All of this clearly helps to avoid repetition, and it also makes code easier to test because the individual parts are smaller and better isolated through an interface. The flipside, of course, is that it is now much harder to understand the overall behavior of a program, because you have understand how all these previously separated things fit together and/or interact, intentionally or unintentionally.

It really is a conundrum, isn’t it? We can either keep everything in one place, then there’s no assembly, but the program is a mess, not reusable, and untestable. Or we can separate things, but then it is harder to understand the big picture and be sure that everything works together well. It is not a coincidence that a lot of innovation in programming languages is about solving exactly this challenge.

Operational Concerns

As a software engineer, we don’t just care about implementing an algorithm. We want it to be fast, and scalable, and robust, and secure, and whatever else. It is obvious that this makes things harder, because we have to keep more concerns in our heads when writing the program: not just how data changes, but also how long it takes to change, how this time becomes longer as we add more or bigger inputs, how much memory it will use, what other, unintended (and potentially exploitable) behaviours the program might have, how to recover from (partial) failures, and so on.

And when trying to write a program this way, we usually have to change the original algorithm. Think about sorting: sorting a list naively is easy to do, and a program that does that is easy to understand. Once you make it fast using quicksort, it’s a different story. It takes a while to understand the algorithm, and when looking at a quicksort implementation, it’s not at all obvious that this program sorts a list!

So if you want write code that takes these non-functional concerns into account, this adds another dimension of complexity that was not there before.

Building Abstractions

In some sense, every function is an abstraction. So building abstractions already starts when one writes a functional program. And in fact, this is why functional programming is harder than creating a workbook. But as we all know, building “real” abstractions starts with libraries and frameworks (and, ultimately, languages of course). The reason why this is hard is that you have to abstract to a much higher degree than when writing a plain function.

And often, abstractions are stacked: you build an abstraction and then you use it to build further abstractions. And you potentially use more and more advanced features of your programming language (think: higher-order functions, generic types, or type reflection). Obviously, this is a whole order of magnitude more complex than what we have discussed so far. Because of the much larger input space, testing also become much harder.

So, what can we learn for DSLs?

Of course I have to bring this around to DSLs, right :-) ? Let us see what we can learn from this categorisation for the design of DSLs. And when I say DSLs, I mean DSLs targeted at domain-experts, not DSLs that programmers use to optimise matrix computations.

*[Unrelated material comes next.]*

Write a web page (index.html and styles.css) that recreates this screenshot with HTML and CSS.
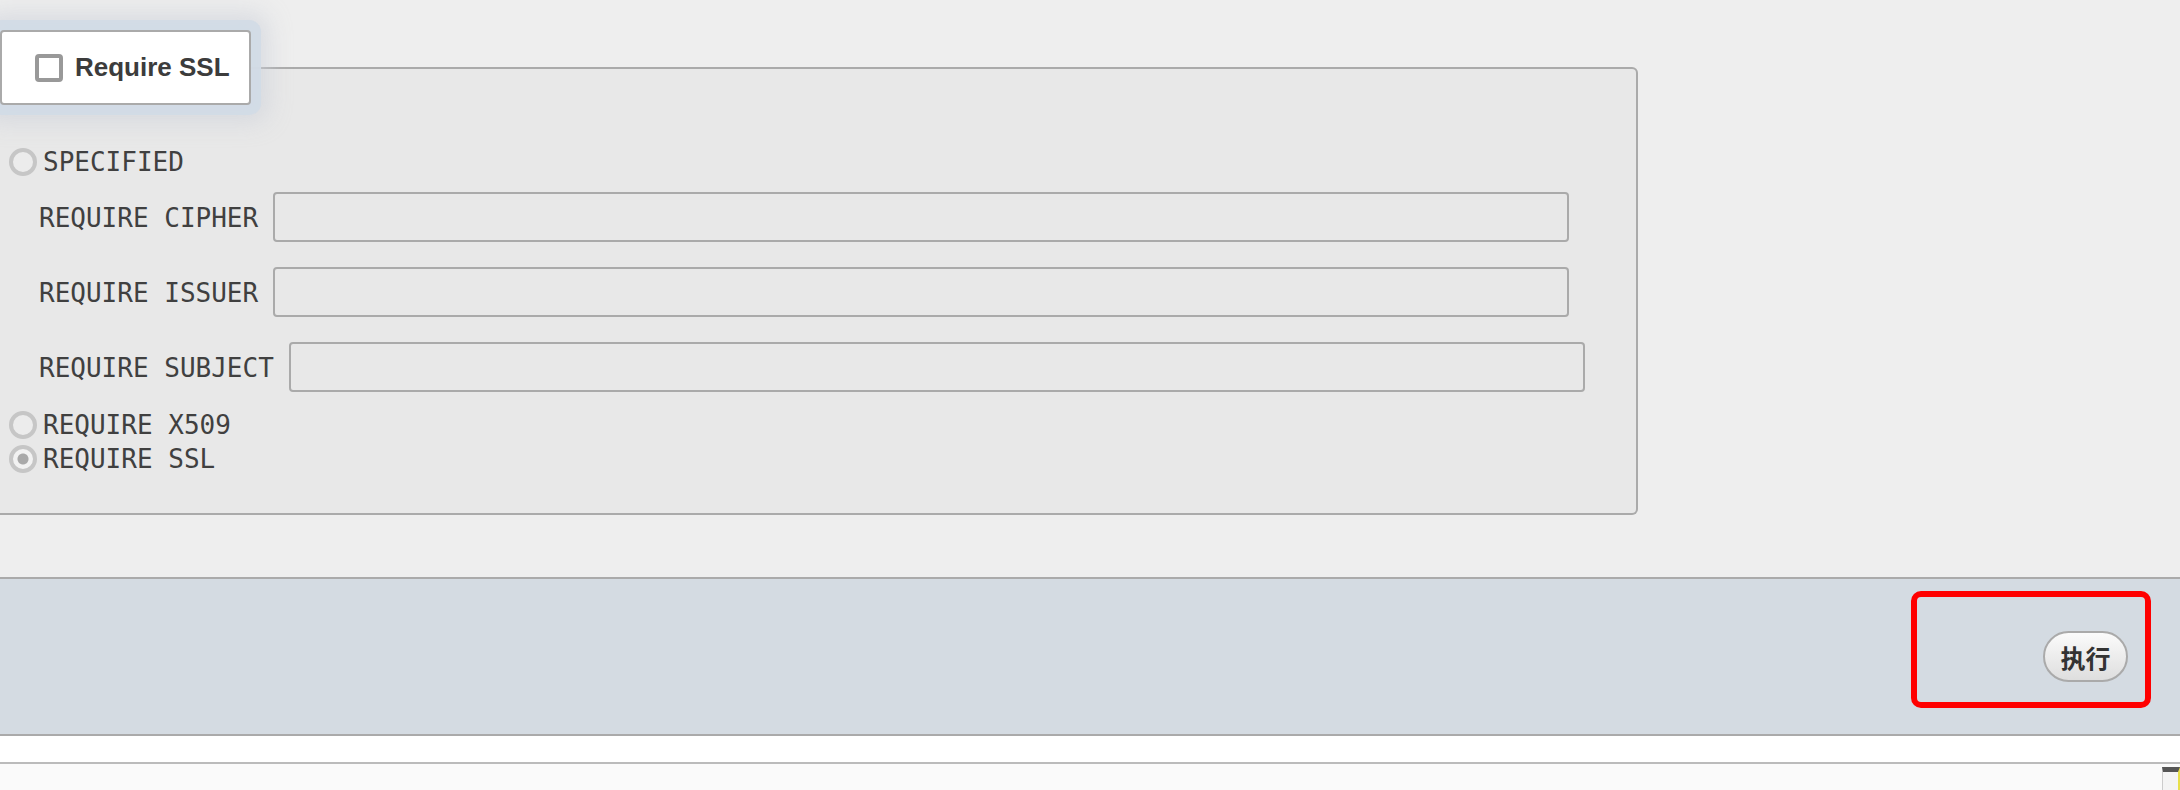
FILE: index.html
```html
<!DOCTYPE html>
<html lang="ja">
<head>
    <meta charset="UTF-8">
    <meta name="viewport" content="width=device-width, initial-scale=1.0">
    <title>Require SSL</title>
    <link rel="stylesheet" href="styles.css">
</head>
<body>

<div class="content">
    <fieldset class="ssl-box">
        <legend class="ssl-legend">
            <input type="checkbox" id="requireSsl">
            <label for="requireSsl">Require SSL</label>
        </legend>

        <label class="opt"><input type="radio" name="ssl" value="specified">SPECIFIED</label>
        <div class="fields">
            <div class="field">
                <label for="cipher">REQUIRE CIPHER</label>
                <input type="text" id="cipher">
            </div>
            <div class="field">
                <label for="issuer">REQUIRE ISSUER</label>
                <input type="text" id="issuer">
            </div>
            <div class="field">
                <label for="subject">REQUIRE SUBJECT</label>
                <input type="text" id="subject">
            </div>
        </div>
        <label class="opt"><input type="radio" name="ssl" value="x509">REQUIRE X509</label>
        <label class="opt"><input type="radio" name="ssl" value="ssl" checked>REQUIRE SSL</label>
    </fieldset>
</div>

<div class="actions">
    <div class="highlight">
        <button type="button" class="run">执行</button>
    </div>
</div>

<div class="spacer"></div>

<div class="status">
    <span class="mini-icon"></span>
</div>

</body>
</html>
```

FILE: styles.css
```css
body {
    margin: 0;
    background-color: #eeeeee;
    font-family: "DejaVu Sans Mono", monospace;
    color: #404040;
    height: 790px;
    overflow: hidden;
}
.content {
    height: 577px;
    padding-top: 30px;
    box-sizing: border-box;
}
.ssl-box {
    width: 1638px;
    box-sizing: border-box;
    margin: 0;
    padding: 40px 0 37px 0;
    border: 2px solid #aaa;
    border-left: none;
    border-radius: 0 6px 6px 0;
    background-color: #e8e8e8;
}
.ssl-legend {
    display: flex;
    align-items: center;
    width: 251px;
    height: 75px;
    box-sizing: border-box;
    padding: 0 0 0 33px;
    background-color: #fff;
    border: 2px solid #aaa;
    border-radius: 4px;
    box-shadow: 0 0 0 10px rgba(210, 219, 230, 0.95), 0 0 24px 16px rgba(205, 210, 218, 0.7);
    font-family: "Liberation Sans", Arial, sans-serif;
    font-weight: bold;
    font-size: 26px;
    color: #3c3c3c;
}
.ssl-legend input {
    appearance: none;
    width: 28px;
    height: 28px;
    margin: 0 12px 0 0;
    border: 4px solid #999;
    border-radius: 4px;
    background: #fff;
}
.opt {
    display: flex;
    align-items: center;
    height: 34px;
    font-size: 26px;
}
.opt input {
    appearance: none;
    width: 28px;
    height: 28px;
    margin: 0 6px 0 9px;
    border: 4px solid #c6c6c6;
    border-radius: 50%;
    background: #ececec;
}
.opt input:checked {
    background: radial-gradient(circle, #a9a9a9 0 5px, #f2f2f2 6px);
}
.fields {
    display: flex;
    flex-direction: column;
    gap: 25px;
    margin: 13px 0 16px 0;
}
.field {
    display: flex;
    align-items: center;
    height: 50px;
    padding-left: 39px;
    font-size: 26px;
}
.field label {
    margin-right: 15px;
    padding-top: 2px;
}
.field input {
    width: 1296px;
    height: 50px;
    box-sizing: border-box;
    border: 2px solid #aaa;
    border-radius: 4px;
    background: transparent;
    margin: 0;
}
.actions {
    height: 143px;
    border-top: 2px solid #aaa;
    border-bottom: 2px solid #aaa;
    background-color: #d4dbe2;
    display: flex;
    justify-content: flex-end;
    padding: 12px 29px 0 0;
}
.highlight {
    width: 240px;
    height: 117px;
    box-sizing: border-box;
    border: 6px solid #ff0000;
    border-radius: 10px;
    display: flex;
    align-items: flex-end;
    justify-content: flex-end;
    padding: 0 17px 20px 0;
}
.run {
    width: 85px;
    height: 51px;
    border: 2px solid #aaa;
    border-radius: 26px;
    background: linear-gradient(#fbfbfb, #dedede);
    font-family: "Noto Sans CJK SC", sans-serif;
    font-weight: bold;
    font-size: 25px;
    color: #333;
    padding: 0;
    cursor: pointer;
}
.spacer {
    height: 26px;
    background-color: #fff;
}
.status {
    height: 26px;
    border-top: 2px solid #bbb;
    background-color: #fafafa;
    display: flex;
    justify-content: flex-end;
    padding-top: 3px;
}
.mini-icon {
    width: 18px;
    height: 24px;
    box-sizing: border-box;
    border: 1px solid #ccc;
    border-right: 2px solid #e8e04a;
    border-top: 5px solid #555;
    background: #f4f4f4;
}
```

Workbooks: For the vast majority of DSLs, at least those that we build, the workbook style is not enough. It is necessary that the program will run with different sets of input data. But maybe we could provide a workbook-style interface for testing? Users could define functions and other abstractions and directly test them in the workbook. But then these functions can also be run separately. And we should definitely make sure that programs can be run immediately, at least on example/test data. And there is clearly a use for a Workbook-style DSL for engineering, as Mathematica proves.

Functional: If at all possible, we should design our DSLs in a way where the domain expert only writes functional code. That code calculates values, makes decisions, or, in order to manage state, returns deltas or commands. This functional code is driven by an engine that handles state. Many DSLs fit very well into this schema.

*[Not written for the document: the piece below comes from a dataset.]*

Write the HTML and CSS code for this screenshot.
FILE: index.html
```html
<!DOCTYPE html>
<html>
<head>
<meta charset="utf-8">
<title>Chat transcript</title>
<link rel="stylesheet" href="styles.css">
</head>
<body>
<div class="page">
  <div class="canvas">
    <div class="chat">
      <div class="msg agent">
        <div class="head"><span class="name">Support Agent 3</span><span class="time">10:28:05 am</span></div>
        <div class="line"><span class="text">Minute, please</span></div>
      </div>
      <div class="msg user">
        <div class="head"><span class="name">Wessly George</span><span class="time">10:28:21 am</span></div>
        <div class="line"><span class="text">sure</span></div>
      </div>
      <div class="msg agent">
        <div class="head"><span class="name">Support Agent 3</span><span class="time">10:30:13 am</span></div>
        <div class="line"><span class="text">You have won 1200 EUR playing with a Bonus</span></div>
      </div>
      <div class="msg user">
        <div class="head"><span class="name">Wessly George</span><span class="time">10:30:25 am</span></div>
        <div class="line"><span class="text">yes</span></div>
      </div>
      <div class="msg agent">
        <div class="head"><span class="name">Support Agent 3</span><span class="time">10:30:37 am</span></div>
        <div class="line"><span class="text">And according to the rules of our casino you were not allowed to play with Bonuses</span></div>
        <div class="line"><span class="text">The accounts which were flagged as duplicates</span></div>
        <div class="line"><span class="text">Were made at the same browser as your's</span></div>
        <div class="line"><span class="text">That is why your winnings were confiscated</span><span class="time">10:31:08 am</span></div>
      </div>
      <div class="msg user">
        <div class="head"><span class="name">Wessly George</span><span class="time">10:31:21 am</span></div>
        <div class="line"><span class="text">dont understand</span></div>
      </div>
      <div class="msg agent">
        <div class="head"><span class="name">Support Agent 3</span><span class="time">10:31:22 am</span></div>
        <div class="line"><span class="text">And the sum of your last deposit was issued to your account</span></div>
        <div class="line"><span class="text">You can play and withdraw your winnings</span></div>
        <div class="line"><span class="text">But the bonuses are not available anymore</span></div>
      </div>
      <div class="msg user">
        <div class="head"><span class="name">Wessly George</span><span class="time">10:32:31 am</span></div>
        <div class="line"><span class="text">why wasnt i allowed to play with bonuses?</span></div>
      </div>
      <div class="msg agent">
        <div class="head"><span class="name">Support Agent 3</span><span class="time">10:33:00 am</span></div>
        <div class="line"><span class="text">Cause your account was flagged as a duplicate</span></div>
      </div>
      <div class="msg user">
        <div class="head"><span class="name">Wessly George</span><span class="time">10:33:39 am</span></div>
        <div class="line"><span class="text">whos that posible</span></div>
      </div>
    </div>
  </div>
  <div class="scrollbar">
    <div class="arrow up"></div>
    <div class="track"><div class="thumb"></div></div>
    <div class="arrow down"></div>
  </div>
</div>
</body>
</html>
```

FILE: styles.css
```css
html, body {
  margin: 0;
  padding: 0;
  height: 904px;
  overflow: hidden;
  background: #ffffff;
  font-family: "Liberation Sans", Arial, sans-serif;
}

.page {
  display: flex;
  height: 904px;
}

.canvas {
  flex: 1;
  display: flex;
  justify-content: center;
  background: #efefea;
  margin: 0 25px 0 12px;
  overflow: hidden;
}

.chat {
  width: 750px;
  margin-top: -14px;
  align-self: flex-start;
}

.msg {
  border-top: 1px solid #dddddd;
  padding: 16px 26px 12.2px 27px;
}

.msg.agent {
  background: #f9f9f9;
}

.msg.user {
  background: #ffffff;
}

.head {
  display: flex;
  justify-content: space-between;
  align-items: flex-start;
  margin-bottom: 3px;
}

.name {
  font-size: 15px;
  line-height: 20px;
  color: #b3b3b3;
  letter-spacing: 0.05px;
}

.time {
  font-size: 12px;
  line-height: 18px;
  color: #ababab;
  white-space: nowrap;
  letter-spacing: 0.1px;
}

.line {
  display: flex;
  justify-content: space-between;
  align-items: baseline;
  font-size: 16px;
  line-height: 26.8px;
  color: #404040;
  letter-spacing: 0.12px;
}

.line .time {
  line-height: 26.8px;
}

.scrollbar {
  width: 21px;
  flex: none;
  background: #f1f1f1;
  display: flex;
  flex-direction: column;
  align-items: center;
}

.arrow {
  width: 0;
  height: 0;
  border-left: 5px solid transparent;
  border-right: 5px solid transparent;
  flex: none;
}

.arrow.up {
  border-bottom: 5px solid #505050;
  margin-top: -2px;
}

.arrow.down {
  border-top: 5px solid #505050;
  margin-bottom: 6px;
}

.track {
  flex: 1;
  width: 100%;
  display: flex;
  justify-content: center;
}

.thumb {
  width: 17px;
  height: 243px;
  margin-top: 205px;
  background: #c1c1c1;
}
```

State and Time: If our domain requires stateful programs then make sure that tool support makes the passage of time explicit. Build animators that show how values change over time, build UIs that simulate the resulting program with which users can play, maybe use an immutable persistent data structure to represent the complete state and allow users to go back and forth on the time axis.

(Re-)Assembling Programs: This one is hard. We really got stuck a number of times with domain users when we tried to explain inheritance or, worse, aspects or something. One approach that has worked was to build tool support that allows users to see the assembled version of the separated program. And immediate execution and animation also helps. But only to a point. In the end, the modularization/re-assembly conundrum limits the size and complexity of the kinds of DSLs and/or programs you can expect domain experts to be able to deal with, at least without significant training.

Operational Concerns: Separate them out. Your domain experts should never see any of this in their programs. Of course this is easier said than done, because, for example for performance, you have to build optimising code generators. Or for scalability, you might have to execute the (generated) program reactively or incrementally, so you re-run only as little as possible as some of the inputs change. All of this might have an impact on the language design, the programs have to be written to, for example, support reactive execution.

Building Abstractions: Well, just don’t :-) Put the abstractions relevant to the domain into the language as first-class citizens. And when new abstractions are needed, evolve or extend the DSL. Or at the very least, separate library programmers from library users.

And a note on Excel: we often complain about it being more of a problem than a solution. The reason for this is not that it is a spreadsheet/workbook. The problem is that it is general-purpose. There is no actual DSL involved. And very often, spreadsheets are intended to have a schema (predefined, read-only formulas, plus well-defined places where people can enter values), but Excel (and its users) aren’t good at enforcing one. This is why the use of Excel & Co often ends up in chaos.

Conclusions

If your DSL represents the domain well, then steps one and two (Workbook and Functional Programs) are very much feasible to master for most domain experts I have worked with, especially if you educate and train them a bit (for example, with this tutorial :-)). If it is a good fit, and supported by tools, State and Time also works. But everything beyond this generally belongs to software engineers, and not into DSLs targeted at end users.